■大卒ルーキーと19歳が見せたスピリット
試合開始から16分後に、ビッグチャンスがあった。最終ラインからサイドへ展開する神戸のパスが、わずかにズレた。その隙を見逃さず、襲い掛かったのが大卒ルーキーの常本佳吾だった。一気にダッシュして前に出ると、その勢いでボールを叩き、荒木遼太郎に渡す。あとはネットを揺らすだけかと思われたが、ここは距離を詰めてきたGKに弾き出され、決め切ることができなかった。
常本は、前半最後のビッグチャンスにも絡んでいる。
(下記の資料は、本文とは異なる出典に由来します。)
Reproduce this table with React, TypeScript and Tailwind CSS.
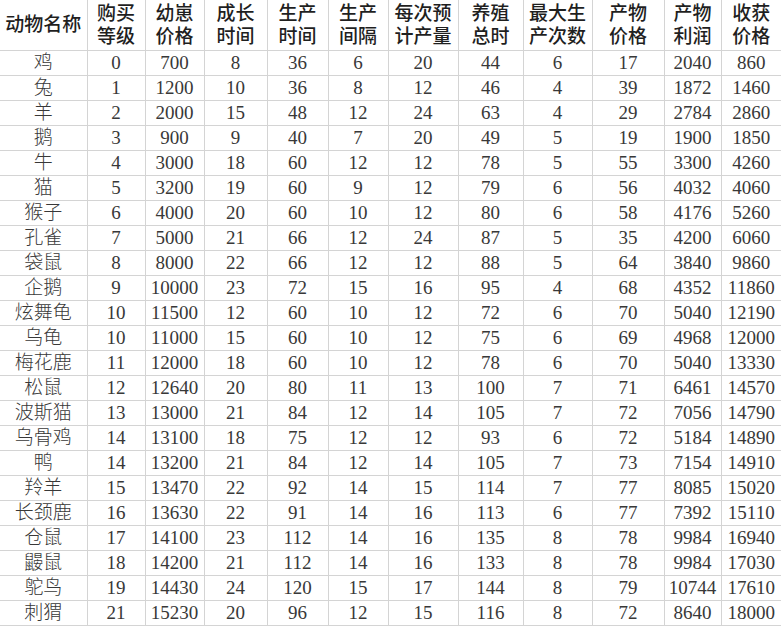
import React from 'react'

const colWidths = [87, 58, 59, 63, 61, 60, 70, 65, 69, 72, 57, 60]

const headers: string[][] = [
  ['动物名称'],
  ['购买', '等级'],
  ['幼崽', '价格'],
  ['成长', '时间'],
  ['生产', '时间'],
  ['生产', '间隔'],
  ['每次预', '计产量'],
  ['养殖', '总时'],
  ['最大生', '产次数'],
  ['产物', '价格'],
  ['产物', '利润'],
  ['收获', '价格'],
]

const rows: (string | number)[][] = [
  ['鸡', 0, 700, 8, 36, 6, 20, 44, 6, 17, 2040, 860],
  ['兔', 1, 1200, 10, 36, 8, 12, 46, 4, 39, 1872, 1460],
  ['羊', 2, 2000, 15, 48, 12, 24, 63, 4, 29, 2784, 2860],
  ['鹅', 3, 900, 9, 40, 7, 20, 49, 5, 19, 1900, 1850],
  ['牛', 4, 3000, 18, 60, 12, 12, 78, 5, 55, 3300, 4260],
  ['猫', 5, 3200, 19, 60, 9, 12, 79, 6, 56, 4032, 4060],
  ['猴子', 6, 4000, 20, 60, 10, 12, 80, 6, 58, 4176, 5260],
  ['孔雀', 7, 5000, 21, 66, 12, 24, 87, 5, 35, 4200, 6060],
  ['袋鼠', 8, 8000, 22, 66, 12, 12, 88, 5, 64, 3840, 9860],
  ['企鹅', 9, 10000, 23, 72, 15, 16, 95, 4, 68, 4352, 11860],
  ['炫舞龟', 10, 11500, 12, 60, 10, 12, 72, 6, 70, 5040, 12190],
  ['乌龟', 10, 11000, 15, 60, 10, 12, 75, 6, 69, 4968, 12000],
  ['梅花鹿', 11, 12000, 18, 60, 10, 12, 78, 6, 70, 5040, 13330],
  ['松鼠', 12, 12640, 20, 80, 11, 13, 100, 7, 71, 6461, 14570],
  ['波斯猫', 13, 13000, 21, 84, 12, 14, 105, 7, 72, 7056, 14790],
  ['乌骨鸡', 14, 13100, 18, 75, 12, 12, 93, 6, 72, 5184, 14890],
  ['鸭', 14, 13200, 21, 84, 12, 14, 105, 7, 73, 7154, 14910],
  ['羚羊', 15, 13470, 22, 92, 14, 15, 114, 7, 77, 8085, 15020],
  ['长颈鹿', 16, 13630, 22, 91, 14, 16, 113, 6, 77, 7392, 15110],
  ['仓鼠', 17, 14100, 23, 112, 14, 16, 135, 8, 78, 9984, 16940],
  ['鼹鼠', 18, 14200, 21, 112, 14, 16, 133, 8, 78, 9984, 17030],
  ['鸵鸟', 19, 14430, 24, 120, 15, 17, 144, 8, 79, 10744, 17610],
  ['刺猬', 21, 15230, 20, 96, 12, 15, 116, 8, 72, 8640, 18000],
]

export default function App() {
  return (
    <div className="w-[781px] h-[627px] bg-white overflow-hidden">
      <table className="table-fixed border-collapse w-[781px] font-['Liberation_Serif','Noto_Sans_CJK_SC',serif]">
        <colgroup>
          {colWidths.map((w, i) => (
            <col key={i} style={{ width: w }} />
          ))}
        </colgroup>
        <thead>
          <tr className="h-[50px]">
            {headers.map((h, i) => (
              <th
                key={i}
                className="p-0 border-b border-r last:border-r-0 border-[#d4d4d4] text-center align-middle font-['Liberation_Sans','Noto_Sans_CJK_SC',sans-serif] font-medium text-[19px] leading-[23px] text-[#1f1f1f] whitespace-nowrap"
              >
                {h.map((line, j) => (
                  <div key={j}>{line}</div>
                ))}
              </th>
            ))}
          </tr>
        </thead>
        <tbody>
          {rows.map((r, i) => (
            <tr key={i} className="h-[25px]">
              {r.map((v, j) => (
                <td
                  key={j}
                  className={`p-0 border-b border-r last:border-r-0 border-[#d4d4d4] text-center align-middle text-[19px] leading-[24px] text-[#383838] whitespace-nowrap ${
                    j === 0 ? 'font-light' : ''
                  }`}
                >
                  {v}
                </td>
              ))}
            </tr>
          ))}
        </tbody>
      </table>
    </div>
  )
}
43分に、永田勝也のクロスをゴール前で土居聖真が頭で合わせた場面である。
この場面でも、常本の「攻めの気持ち」がにじみ出た。そもそも、右サイドの常本が中央の土居にボールを入れたことからシュートシーンまでつながるのだが、常本はパスを出しただけでは終わらなかった。ドリブルで中央に入りながらボールを出した常本は、そのまま足を止めずにペナルティエリアに侵入し、ゴール左にまで流れていく。2人のDFを引き連れたことでその裏にスペースが生まれ、そこ入り込んだ土居はフリーでヘディングできたのだ。
常本は、61分に退いた。一方で、前述の場面で決め切れなかった荒木はフル出場した。両チームを通じてただ一人、13キロを越える走行距離を叩き出している。まだ高卒2年目の19歳でありながら、その姿には責任感とチームへの献身の強い意識がにじんでいた。